Working in jail is no paradise, watching over those who are serving their sentences on sick beds makes little difference either. But, working with someone, like C. H., at custodial ward offers momentary bliss in hell.
Being only a few years older than myself, C. H. possesses a number of extraordinary qualities that he has perhaps acquired from his career, drawn from his experience, or even developed through his practice in mindfulness. No matter where these qualities come from, they never come in harm’s way. Without ever being pretentious to know better, C. H.’s wisdom is carried and transmitted rather like air than light of which razor sharp beams can sometimes kill. His meekness coupled with appropriate firmness in principle has epitomized an ideal of a gentleman, junzi, in Confucian sense.
Shortly after I was assigned to the current office, C. H. has identified my uptight disposition with ease although I considered myself having such a shortcoming under control rather well. Whenever I was rushing to get thing done in my office as well as supervising the routine within the wards, C. H., when pairing up with me, could maintain his rhythm and keep his moderate paces undisturbed despite my uneasiness obviously displayed, and somehow manage not to make me mad as if a professional chess player was manipulating his restless novice opponent on a chessboard. Not until we got closer to each other did C. H. tell me that he had done so on purpose since he was well aware that the antidote to my worrying state lay nowhere but my capability of confronting and embracing my own restless mind. That reminded me of what Oliver Burkeman was proposing in his bestseller, The Antidote:
“The startling conclusion…was this: that the effort to try to feel happy is often precisely the thing that makes us miserable. And that it is our constant efforts to eliminate the negative – insecurity, uncertainty, failure, or sadness – that is what causes us to feel so insecure, anxious, uncertain, or unhappy…Instead, they argued that it pointed to an alternative approach, a ‘negative path’ to happiness, that entailed taking a radically different stance towards those things that most of us spend our lives trying hard to avoid. It involved learning to enjoy uncertainty, embracing insecurity, stopping trying to think positively, becoming familiar with failure, even learning to value death. In short, all these people seemed to agree that in order to be truly happy, we might actually need to be willing to experience more negative emotions – or, at the very least, to learn to stop running quite so hard from them. Which is a bewildering thought, and one that calls into question not just our methods for achieving happiness, but also our assumptions about what ‘happiness’ really means.”

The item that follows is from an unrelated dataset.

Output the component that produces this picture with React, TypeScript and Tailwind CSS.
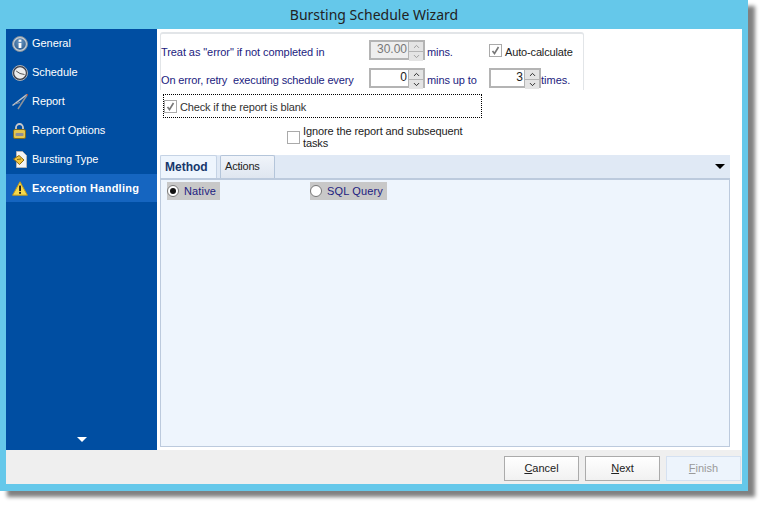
import { ChevronDown, ChevronUp } from "lucide-react";

const font = "font-['Liberation_Sans',Arial,sans-serif]";

const InfoIcon = () => (
  <svg width="16" height="16" viewBox="0 0 16 16">
    <defs>
      <radialGradient id="infoCore" cx="50%" cy="35%" r="65%">
        <stop offset="0%" stopColor="#6f9bc4" />
        <stop offset="100%" stopColor="#2f5f92" />
      </radialGradient>
    </defs>
    <circle cx="8" cy="8" r="7.5" fill="#c3ccd4" stroke="#7f8e9c" />
    <circle cx="8" cy="8" r="5.8" fill="url(#infoCore)" />
    <rect x="6.6" y="7" width="2.8" height="5" fill="#fff" />
    <rect x="6.6" y="3.6" width="2.8" height="2.2" fill="#fff" />
  </svg>
);

const ClockIcon = () => (
  <svg width="16" height="16" viewBox="0 0 16 16">
    <circle cx="8" cy="8" r="7.5" fill="#3c3f4a" stroke="#a9b0b8" />
    <circle cx="8" cy="8" r="5.8" fill="#eceded" />
    <path d="M8 8.5 L4.2 6 M8 8.5 L12.5 9.5" stroke="#555" strokeWidth="1" fill="none" />
  </svg>
);

const CompassIcon = () => (
  <svg width="16" height="16" viewBox="0 0 16 16">
    <path d="M15 0.5 L0.5 11.5" stroke="#c2c7cd" strokeWidth="1.5" fill="none" />
    <path d="M15 1 L6 15" stroke="#8c929a" strokeWidth="1.5" fill="none" />
    <path d="M3 10 L8 8.5" stroke="#8c929a" strokeWidth="1" fill="none" />
    <path d="M14.5 0 L16 0 L15.5 2.5 Z" fill="#b8452c" />
  </svg>
);

const LockIcon = () => (
  <svg width="13" height="16" viewBox="0 0 13 16">
    <path d="M3 7 V4.5 a3.5 3.5 0 0 1 7 0 V7" fill="none" stroke="#c9c9c9" strokeWidth="1.8" />
    <rect x="0.5" y="6.5" width="12" height="9" rx="1.5" fill="#e4c64c" stroke="#7d6c20" />
    <rect x="2.5" y="10" width="8" height="3" rx="1" fill="#8b8f98" />
  </svg>
);

const DocIcon = () => (
  <svg width="14" height="17" viewBox="0 0 14 17">
    <path d="M3.5 0.5 H9.5 L13.5 4.5 V16.5 H3.5 Z" fill="#f4f4f4" stroke="#b5b5b5" />
    <path d="M0.5 8 L6 4.5 L11 9 L6.5 13.5 Z" fill="#f0c53e" stroke="#8a6a10" />
    <path d="M4 8.5 L8 8" stroke="#8a6a10" fill="none" />
  </svg>
);

const WarnIcon = () => (
  <svg width="16" height="15" viewBox="0 0 16 15">
    <path d="M8 0.8 L15.4 14.2 H0.6 Z" fill="#f6d94c" stroke="#c39a1b" strokeLinejoin="round" />
    <rect x="7.1" y="4.6" width="1.9" height="5.4" fill="#222" />
    <rect x="7.1" y="10.9" width="1.9" height="1.9" fill="#222" />
  </svg>
);

const navItems = [
  { label: "General", icon: <InfoIcon /> },
  { label: "Schedule", icon: <ClockIcon /> },
  { label: "Report", icon: <CompassIcon /> },
  { label: "Report Options", icon: <LockIcon /> },
  { label: "Bursting Type", icon: <DocIcon /> },
  { label: "Exception Handling", icon: <WarnIcon />, active: true },
];

function Spinner({ value, width, disabled }: { value: string; width: string; disabled?: boolean }) {
  return (
    <div className={`flex h-[20px] shrink-0 border-2 border-[#b4b4b4] ${width} ${disabled ? "bg-[#eeeeee] text-[#777]" : "bg-white text-[#222]"}`}>
      <div className="flex-1 pr-[1px] text-right text-[12px] leading-[15px]">{value}</div>
      <div className="flex w-[15px] flex-col gap-[1px] bg-[#b4b4b4] pl-[1px]">
        <div className={`flex flex-1 items-center justify-center bg-[#e4e4e4] ${disabled ? "text-[#999]" : "text-[#222]"}`}>
          <ChevronUp size={9} strokeWidth={2.5} />
        </div>
        <div className={`flex flex-1 items-center justify-center bg-[#e4e4e4] ${disabled ? "text-[#999]" : "text-[#222]"}`}>
          <ChevronDown size={9} strokeWidth={2.5} />
        </div>
      </div>
    </div>
  );
}

function Check({ checked }: { checked?: boolean }) {
  return (
    <div className="flex h-[13px] w-[13px] shrink-0 items-center justify-center border border-[#aaa] bg-white">
      {checked && (
        <svg width="9" height="9" viewBox="0 0 9 9">
          <path d="M1.5 5 L3.5 7.5 L7.5 1" stroke="#777" strokeWidth="1.6" fill="none" />
        </svg>
      )}
    </div>
  );
}

function Radio({ label, checked, width, gapRight }: { label: string; checked?: boolean; width: string; gapRight: string }) {
  return (
    <div className={`flex h-[18px] items-center gap-[5px] bg-[#c8c8c8] text-[11px] text-[#1c1c80] ${width} ${gapRight}`}>
      <div className="flex h-[12px] w-[12px] items-center justify-center rounded-full border border-[#777] bg-white">
        {checked && <div className="h-[6px] w-[6px] rounded-full bg-[#111]" />}
      </div>
      <span className="tracking-[0.15px]">{label}</span>
    </div>
  );
}

function WizardButton({ hotkey, rest, disabled }: { hotkey: string; rest: string; disabled?: boolean }) {
  return (
    <div
      className={`flex h-[25px] w-[75px] items-center justify-center border text-[11px] ${
        disabled
          ? "border-[#d5e1f1] bg-[#edf4fc] text-[#9a9a9a]"
          : "border-[#ababab] bg-gradient-to-b from-white to-[#f1f1f1] text-[#222]"
      }`}
    >
      <span className="underline">{hotkey}</span>
      {rest}
    </div>
  );
}

export default function App() {
  return (
    <div className={`h-[506px] w-[763px] overflow-hidden bg-white ${font}`}>
      <div className="flex h-[491px] w-[748px] flex-col bg-[#65c8ea] px-[6px] pb-[7px] shadow-[7px_6px_4px_#808080]">
        <div className="flex h-[29px] shrink-0 items-center justify-center font-['Noto_Sans',sans-serif] text-[14px] text-[#222]">
          Bursting Schedule Wizard
        </div>

        <div className="flex h-[421px] shrink-0">
          {/* Sidebar */}
          <div className="flex w-[151px] shrink-0 flex-col justify-between bg-[#004ea2]">
            <div className="flex flex-col">
              {navItems.map((item) => (
                <div
                  key={item.label}
                  className={`flex items-center text-[11px] text-white ${item.active ? "h-[28px] bg-[#1565c0] font-bold" : "h-[29px]"}`}
                >
                  <div className="flex w-[26px] shrink-0 justify-center pl-[1px]">{item.icon}</div>
                  <span className={item.active ? "tracking-[0.25px]" : "tracking-[-0.05px]"}>{item.label}</span>
                </div>
              ))}
            </div>
            <div className="mb-[8px] ml-[71px] h-0 w-0 border-x-[5px] border-t-[5px] border-x-transparent border-t-white" />
          </div>

          {/* Content */}
          <div className="flex min-w-0 flex-1 flex-col bg-white pl-[3px] pr-[12px] text-[11px]">
            <div className="mt-[3px] h-[58px] w-[424px] shrink-0 rounded-t-[3px] border-x border-t-2 border-[#e2e5e8] pt-[6px] text-[#1c1c80]">
              <div className="flex h-[20px] items-start">
                <span className="mt-[6px] w-[208px] shrink-0 leading-[13px] tracking-[-0.08px]">Treat as "error" if not completed in</span>
                <Spinner value="30.00" width="w-[56px]" disabled />
                <span className="ml-[2px] mt-[6px] w-[62px] shrink-0 leading-[13px] tracking-[-0.1px]">mins.</span>
                <div className="mt-[4px]">
                  <Check checked />
                </div>
                <span className="ml-[3px] mt-[6px] leading-[13px] tracking-[-0.15px] text-[#222]">Auto-calculate</span>
              </div>
              <div className="mt-[8px] flex h-[20px] items-start">
                <span className="mt-[6px] w-[208px] shrink-0 leading-[13px] tracking-[-0.15px]">On error, retry&nbsp; executing schedule every</span>
                <Spinner value="0" width="w-[56px]" />
                <span className="ml-[2px] mt-[6px] w-[62px] shrink-0 leading-[13px] tracking-[-0.1px]">mins up to</span>
                <Spinner value="3" width="w-[52px]" />
                <span className="mt-[6px] leading-[13px]">times.</span>
              </div>
            </div>

            <div className="ml-[3px] mt-[4px] flex h-[24px] w-[319px] shrink-0 items-center gap-[3px] border border-dotted border-black text-[#333]">
              <Check checked />
              <span className="pt-[3px] tracking-[-0.15px]">Check if the report is blank</span>
            </div>

            <div className="ml-[127px] mt-[7px] flex w-[180px] shrink-0 items-center gap-[3px] text-[#222]">
              <Check />
              <span className="leading-[12px] tracking-[-0.1px]">Ignore the report and subsequent tasks</span>
            </div>

            {/* Tabs */}
            <div className="mt-[6px] flex h-[23px] w-[570px] shrink-0 items-start justify-between bg-[#e0e9f5]">
              <div className="flex items-start">
                <div className="flex h-[24px] w-[57px] items-center rounded-t-[2px] border-x border-t border-[#c5d3e5] bg-[#eef5fd] pb-[2px] pl-[4px] text-[12px] font-bold text-[#17376b]">
                  Method
                </div>
                <div className="ml-[3px] flex h-[23px] w-[55px] items-center rounded-t-[2px] border-x border-t border-[#b4c5da] bg-gradient-to-b from-[#f0f4fa] to-[#dfe6f0] pb-[2px] pl-[4px] tracking-[-0.2px] text-[#222]">
                  Actions
                </div>
              </div>
              <div className="mr-[5px] mt-[9px] h-0 w-0 border-x-[5px] border-t-[5px] border-x-transparent border-t-black" />
            </div>
            <div className="flex h-[269px] w-[570px] shrink-0 items-start border border-t-2 border-[#bccadd] bg-[#eef5fd] pl-[6px] pt-[2px]">
              <Radio label="Native" checked width="w-[53px]" gapRight="mr-[90px]" />
              <Radio label="SQL Query" width="w-[77px]" gapRight="" />
            </div>
          </div>
        </div>

        {/* Footer */}
        <div className="flex h-[34px] shrink-0 items-start justify-end gap-[6px] bg-[#efefef] pr-[1px] pt-[6px]">
          <WizardButton hotkey="C" rest="ancel" />
          <WizardButton hotkey="N" rest="ext" />
          <WizardButton hotkey="F" rest="inish" disabled />
        </div>
      </div>
    </div>
  );
}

He even confessed that he had been as compulsively nervous and obsessively fastidious as me somewhere back in time. When I wished to learn what made him change, he simply told me his experience with a simple exercise in which he tried to still himself by closing his eyes, relaxing his body, and observed whatever was passing through his mind without rendering any words to identify, pin down, or grasp it, and above all, without judgement. Not until later did I learn that it was a very exercise of mindfulness. Yet, C. H. went on talking with me lightly and giving out enlightening ideas every now and then as casual as any other moments in our conversation. I don’t know if this kind of experience is anything close to the Mihály Csíkszentmihályi’s flow, but I am sure that the way how C. H. suggests in handling our emotion definitely is. Currently, I am happily doing the exercise whenever I can…and let’s see what happens.
In addition to my struggle and his C. H.’s ealier experience with stress, anxiety, and ups and downs in our work and life, we gradually found that we shared something more in common. Both of us get merrily married to the women we love and both our wives share the same ethnic background, both of us live in areas close to each other somewhere in the west of the city, and, above all, we both share more or less the same degree of zeal and curiosity about the world, life, wisdom, and what we mean by these terms. That’s why we tell each other stories, argue, exchange ideas from what we read and saw; we encourage each other to explore the knowledge that we may not have thought of; we even challenge each other to start writing down what we have in mind…Delightful though we are when we see each other at work, the fine line of privacy within which what we may be reserved to talk about remains reserved. Such relation which is as light and intrusive as stream water as an often-quoted Chinese proverb suggests is, I believe, as nourishing and sustainable as anyone can dream of.
C. H.’s cunning is equally remarkable if not less profound than his wisdom in flow. Once a colleague recounted how he witnessed an impatient middle-aged customer had lost his temper and knocked hard on the counter at the cashier in a convenience store complaining that it had taken damn long before he could check out. The man was said to have burst out every foul language he could while yelling at the female cashier who kept apologizing. Upon hearing so, C. H. said that he might have drawn all the money from the register and put it in front of the man and raised his hands without saying a word and let the CCTV overhead capture the scene. Even that the man might not be incriminated eventually, the act, C. H. suggested, would have been alarming enough to help the man in rage think twice. All of us who were present immediately fell into trance-like silence.
C. H. must have heeded my look of bewilderment, he broke the silence and spoke again,
“Know that having command of the rules of the game does not mean you have to play it, that is the difference between heaven and hell.”